This morning an email from environmentamerica.org alerted me to this issue and I immediately came to Kos to see if it’s received any attention here yet. Not much, it appears.
A New York Times editorial (“The Koch Attack on Solar Energy”) reports on lobbying efforts in state legislatures all over the US to get them to adopt measures that discriminate against green energy in favor of black.
For the last few months, the Kochs and other big polluters have been spending heavily to fight incentives for renewable energy, which have been adopted by most states. They particularly dislike state laws that allow homeowners with solar panels to sell power they don’t need back to electric utilities. So they’ve been pushing legislatures to impose a surtax on this increasingly popular practice, hoping to make installing solar panels on houses less attractive.
I propose a Daily Kos pre-emptive strike against ALEC, big oil, and the Kochs: emails, letters, and phone calls to our governors, state representatives, and state legislative utility/environment/energy committee heads and members.
Oklahoma Kos member mnementh recently posted a diary that shared a letter he sent to his state representatives when they fell for the Koch-ALEC lobbyists.
Don't be a stooge. Support Clean Electricity…today, when we NEED it to be able to turn the tide on pollution and climate change, NOT tomorrow, when you are looking for a new can of whitewash to paint your political career clean again. By then, there will be no clean anything left for anyone.
If mnementh doesn’t mind being plagiarized, we could copy and paste his letter’s last four paragraphs into our messages and tell our state governments not to consider measures like the one Oklahoma adopted and to repeal any such measures that they may have passed already.
According to the New York Times article, the good news is:
Currently, 43 states require utilities to buy excess power generated by consumers with solar arrays.

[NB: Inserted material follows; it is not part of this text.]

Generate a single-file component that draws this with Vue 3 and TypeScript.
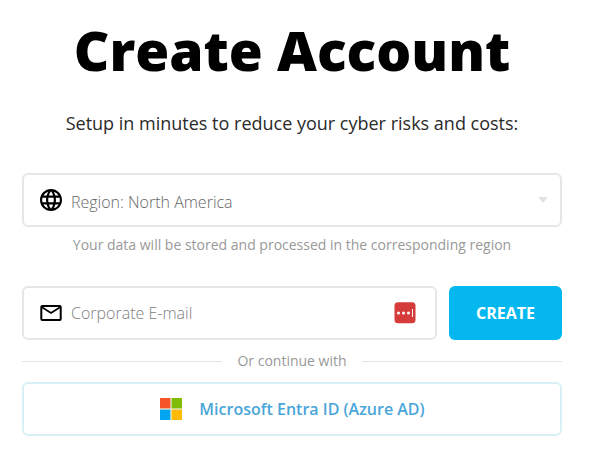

A pre-emptive strike conducted by a whole slew of Kos members can thank the state legislators who’ve adopted these net metering requirements and demand that they vote down any repeal efforts. As for the states who haven’t adopted such measures, we must demand that they do so. We must tell our representatives in all fifty states to send the billionaires packing when they come around looking for their handouts.
If ALEC and the Kochs aren't already lobbying your state's legislators on this issue, count on them to be there soon. Don't wait for them; preempt them.
The Times article concludes:
This campaign is really about the profits of Koch Carbon and the utilities, which to its organizers is much more important than clean air and the consequences of climate change.